- Consensus secondary structure and sequence conservation of Mu-gpT-DE RNA

Identifiers
- Symbol: Mu-gpT-DE
- Rfam: RF03012

Other data
- RNA type: Gene; sRNA
- SO: SO:0001263
- PDB structures: PDBe

= Mu-gpT-DE RNA motif =

The Mu-like gpT Downstream Element RNA motif (Mu-gpT-DE RNA motif) is a conserved RNA structure that was discovered by bioinformatics.
The Mu-gpT-DE motif is only found in metagenomic sequences arising from unknown organisms.

Mu-gpT-DE RNAs usually occur downstream of genes whose protein products are similar to gpT. gpT is a protein subunit of the phage head of phages similar to Bacteriophage Mu.
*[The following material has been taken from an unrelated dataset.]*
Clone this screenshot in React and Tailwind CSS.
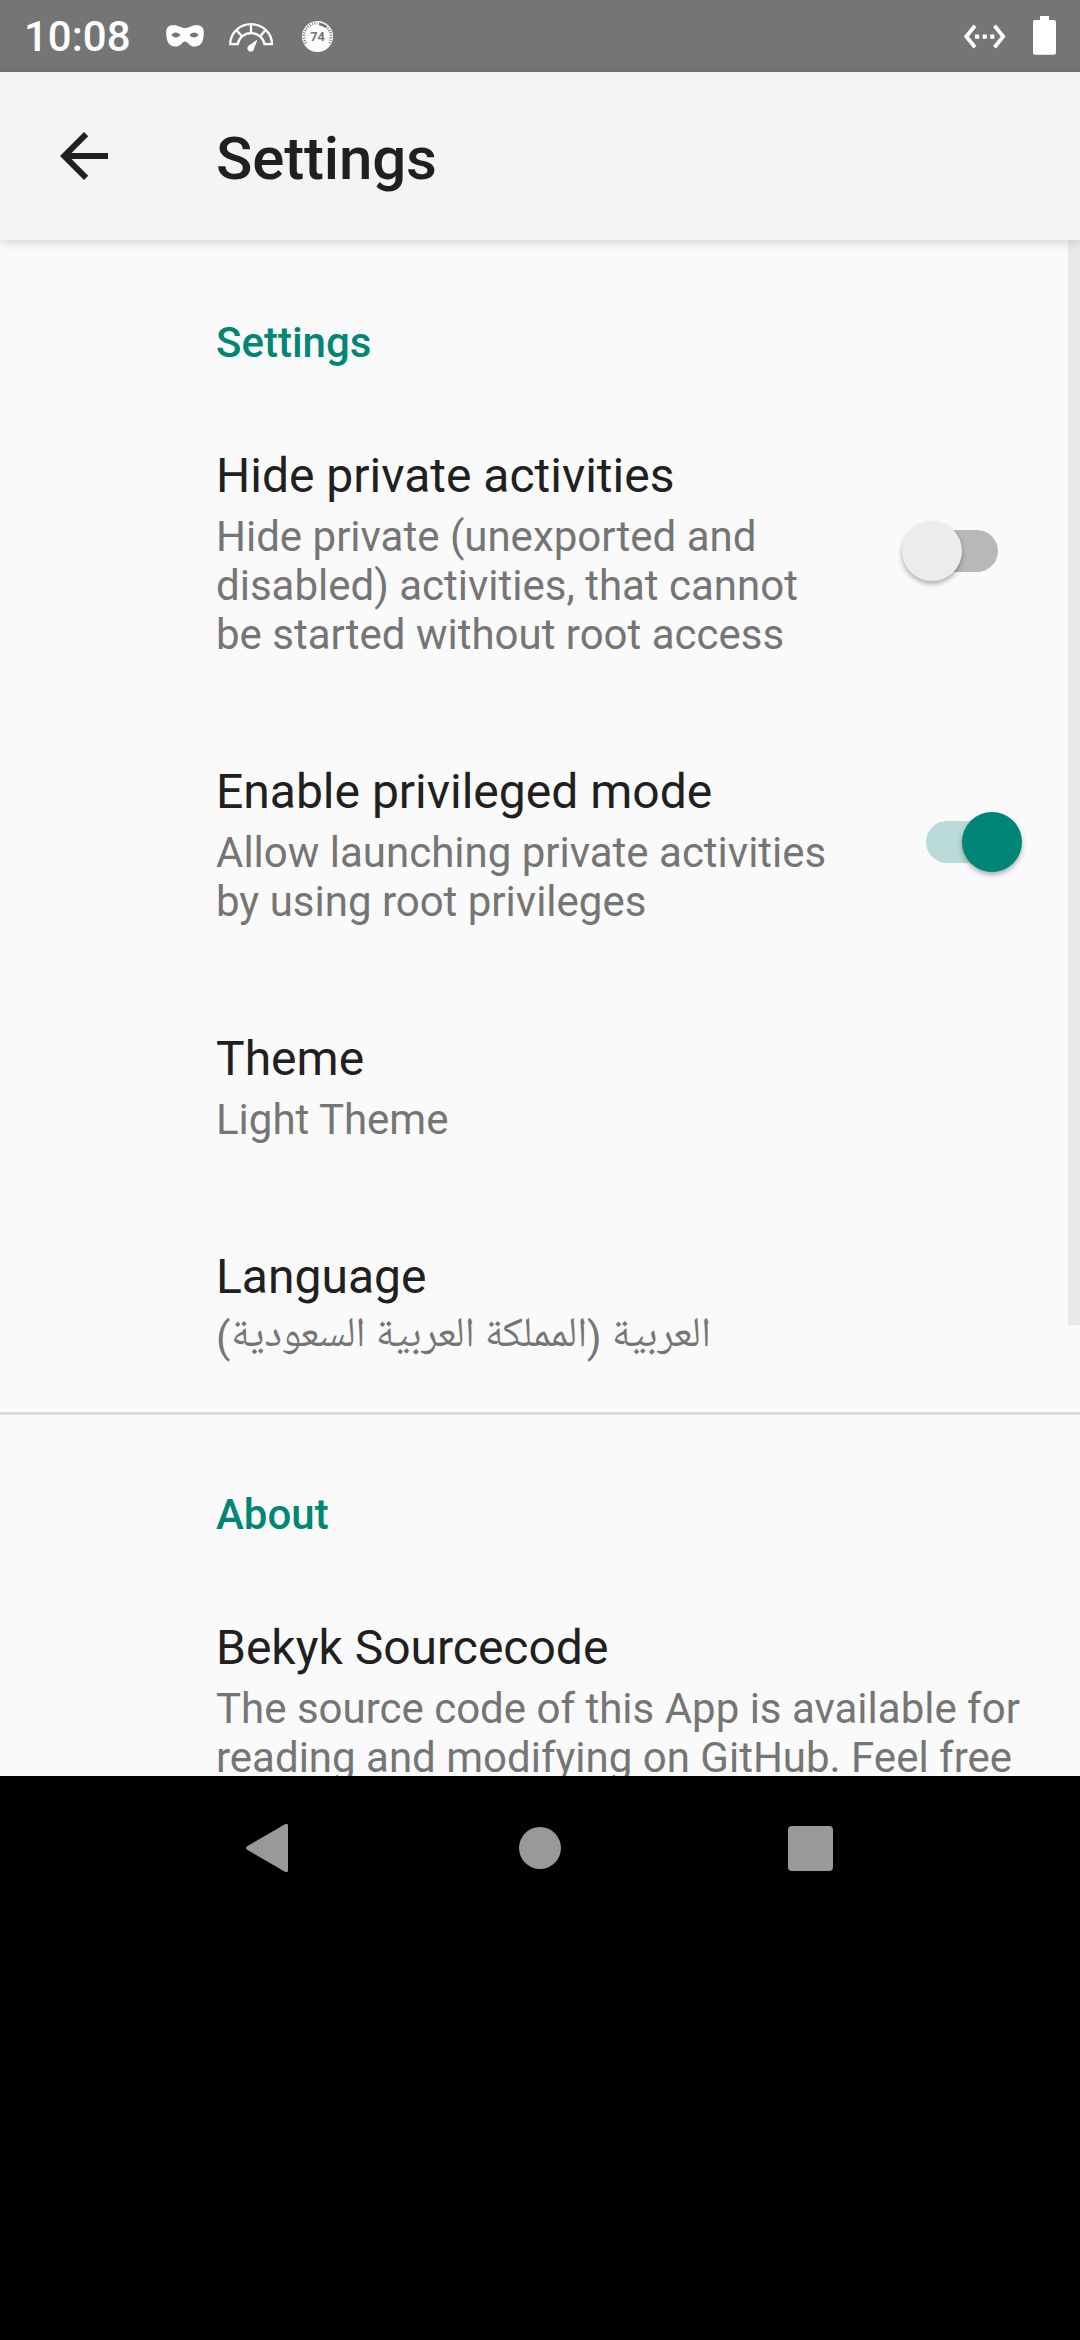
import React from "react";

function StatusBar() {
  return (
    <div className="flex h-[72px] items-center justify-between bg-[#757575] pl-[24px] pr-[24px]">
      <div className="flex h-[72px] items-center text-white">
        <span className="w-[142px] pt-[2px] text-[42px] font-medium leading-[72px]">10:08</span>
        <svg className="h-[72px] w-[38px]" viewBox="166 0 38 72" fill="#fff">
          <path
            fillRule="evenodd"
            d="M166.200 32C166.200 27 169 25.200 174 25.200C179 25.200 181 28 185 28C189 28 191 25.200 196 25.200C201 25.200 203.800 27 203.800 32C203.800 41 201.500 46.600 194.500 46.600C189 46.600 188 41.500 185 41.500C182 41.500 181 46.600 175.500 46.600C168.500 46.600 166.200 41 166.200 32ZM171.500 35C173.500 38.200 178 38.200 180.500 35.300C178 31.600 173.700 31.600 171.500 35ZM198.500 35C196.300 31.600 192 31.600 189.500 35.300C192 38.200 196.500 38.200 198.500 35Z"
          />
        </svg>
        <svg className="ml-[24px] h-[72px] w-[46px]" viewBox="228 0 46 72" fill="none" stroke="#fff">
          <path
            strokeWidth="2.300"
            d="M230.200 44.200A20.900 20 0 0 1 272 44.200H264.500A13.500 12.500 0 0 0 237.700 44.200Z"
          />
          <path strokeWidth="2.300" d="M236 29.500L241.500 36M251 24V32M266 29.500L260.500 36" />
          <path fill="#fff" stroke="none" d="M257.500 39.500L254.200 48.300A3.400 3.400 0 1 1 248.300 46Z" />
        </svg>
        <svg className="ml-[27px] h-[72px] w-[34px]" viewBox="301 0 34 72">
          <circle cx="317.500" cy="36.500" r="15.500" fill="#fff" />
          <path
            d="M305.800 43.300A13.500 13.500 0 0 1 317.500 23"
            fill="none"
            stroke="#757575"
            strokeWidth="2.600"
            strokeDasharray="1 1.500"
          />
          <path d="M319 23.800A13 13 0 0 1 326.500 27.200" fill="none" stroke="#757575" strokeWidth="2.800" />
          <path
            d="M327.500 28A13.500 13.500 0 0 1 329.200 43.300"
            fill="none"
            stroke="#757575"
            strokeWidth="2.600"
            strokeDasharray="1 1.500"
          />
          <text x="317.500" y="41.300" textAnchor="middle" fontSize="12.800" fontWeight="700" fill="#757575">
            74
          </text>
        </svg>
      </div>
      <div className="flex h-[72px] items-center">
        <svg className="h-[72px] w-[42px]" viewBox="964 0 42 72" fill="none" stroke="#fff">
          <path strokeWidth="3.800" d="M975 25.700L966.300 36.500L975 47.300M994.500 25.700L1003.200 36.500L994.500 47.300" />
          <path fill="#fff" stroke="none" d="M975 34.500h4.200v4.200h-4.200zM982.600 34.500h4.200v4.200h-4.200zM990.200 34.500h4.200v4.200h-4.200z" />
        </svg>
        <svg className="ml-[27px] h-[72px] w-[23px]" viewBox="1033 0 23 72" fill="#fff">
          <path d="M1040 16H1049V20H1054A2 2 0 0 1 1056 22V52.700A2 2 0 0 1 1054 54.700H1035A2 2 0 0 1 1033 52.700V22A2 2 0 0 1 1035 20H1040Z" />
        </svg>
      </div>
    </div>
  );
}

function AppBar() {
  return (
    <header className="relative z-10 flex h-[168px] items-center bg-[#f4f4f4] shadow-[0_2px_10px_rgba(0,0,0,0.16)]">
      <svg className="ml-[48px] h-[72px] w-[72px]" viewBox="0 0 24 24" fill="#202020">
        <path d="M20 11H7.830l5.590-5.590L12 4l-8 8 8 8 1.410-1.410L7.830 13H20v-2z" />
      </svg>
      <h1 className="ml-[96px] mt-[6px] text-[60px] font-medium leading-[72px] tracking-[-0.15px] text-[#202020]">
        Settings
      </h1>
    </header>
  );
}

function Switch({ on }) {
  return (
    <div className="relative mb-[2px] mr-[57px] h-[60px] w-[123px] shrink-0">
      <div
        className={
          "absolute left-[26px] top-[9px] h-[42px] w-[72px] rounded-full " + (on ? "bg-[#b8dbd7]" : "bg-[#b8b8b8]")
        }
      />
      <div
        className={
          "absolute top-0 h-[60px] w-[60px] rounded-full shadow-[0_3px_5px_rgba(0,0,0,0.3)] " +
          (on ? "left-[61.500px] bg-[#008577]" : "left-[2px] bg-[#ececec]")
        }
      />
    </div>
  );
}

function Category({ children }) {
  return <h2 className="pl-[216px] text-[42px] font-medium leading-[49px] text-[#008577]">{children}</h2>;
}

function Preference({ title, lines, control, rtl }) {
  return (
    <div className="flex items-center justify-between pl-[216px]">
      <div>
        <div className="text-[48px] leading-[64px] text-[#202020]">{title}</div>
        <div className="mt-[4px] whitespace-nowrap text-[42px] leading-[49px] text-[#757575]">
          {lines.map((line) => (
            <div
              key={line}
              dir={rtl ? "rtl" : "ltr"}
              className={rtl ? "h-[49px] tracking-normal [word-spacing:-0.8px]" : "h-[49px]"}
            >
              {line}
            </div>
          ))}
        </div>
      </div>
      {control}
    </div>
  );
}

function NavBar() {
  return (
    <nav className="flex h-[144px] items-center justify-center gap-[210px] bg-black">
      <svg className="h-[60px] w-[60px]" viewBox="240 1818 60 60" fill="#999">
        <path d="M284.500 1824.500Q288 1822.500 288 1826V1870Q288 1873.500 284.500 1871.500L247.500 1850Q244.500 1848 247.500 1846Z" />
      </svg>
      <div className="flex h-[60px] w-[60px] items-center justify-center">
        <div className="h-[42px] w-[42px] rounded-full bg-[#999]" />
      </div>
      <div className="flex h-[60px] w-[60px] items-center justify-center">
        <div className="h-[45px] w-[45px] rounded-[4px] bg-[#999]" />
      </div>
    </nav>
  );
}

export default function App() {
  return (
    <div className="h-[2340px] w-[1080px] overflow-hidden bg-black font-[Roboto,'Noto_Naskh_Arabic_UI','Noto_Naskh_Arabic','Noto_Sans_Arabic','DejaVu_Sans',sans-serif]">
      <StatusBar />
      <AppBar />
      <main className="relative h-[1536px] overflow-hidden bg-[#fafafa] pt-[78px]">
        <Category>Settings</Category>
        <div className="mt-[77px] flex flex-col gap-[101px]">
          <Preference
            title="Hide private activities"
            lines={["Hide private (unexported and", "disabled) activities, that cannot", "be started without root access"]}
            control={<Switch />}
          />
          <Preference
            title="Enable privileged mode"
            lines={["Allow launching private activities", "by using root privileges"]}
            control={<Switch on />}
          />
          <Preference title="Theme" lines={["Light Theme"]} />
          <Preference title="Language" rtl lines={["العربية (المملكة العربية السعودية)"]} />
        </div>
        <div className="mb-[75px] mt-[50px] h-[3px] bg-[#dcdcdc]" />
        <Category>About</Category>
        <div className="mt-[77px]">
          <Preference
            title="Bekyk Sourcecode"
            lines={["The source code of this App is available for", "reading and modifying on GitHub. Feel free"]}
          />
        </div>
        <div className="absolute right-0 top-0 h-[1085px] w-[12px] bg-[#e9e9e9]" />
      </main>
      <NavBar />
    </div>
  );
}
This and other observations suggest that Mu-gpT-DE RNAs are found in phages and prophages. Some Mu-gpT-DE RNAs contain a stem that overlaps the Shine-Dalgarno sequence of the downstream gene, which could suggest a cis-regulatory function. However, this phenomenon could also arise if Mu-gpT-DE RNAs are part of a tightly packed genome, as is common with phages. Thus, Mu-gpT-DE RNAs might function as small RNAs.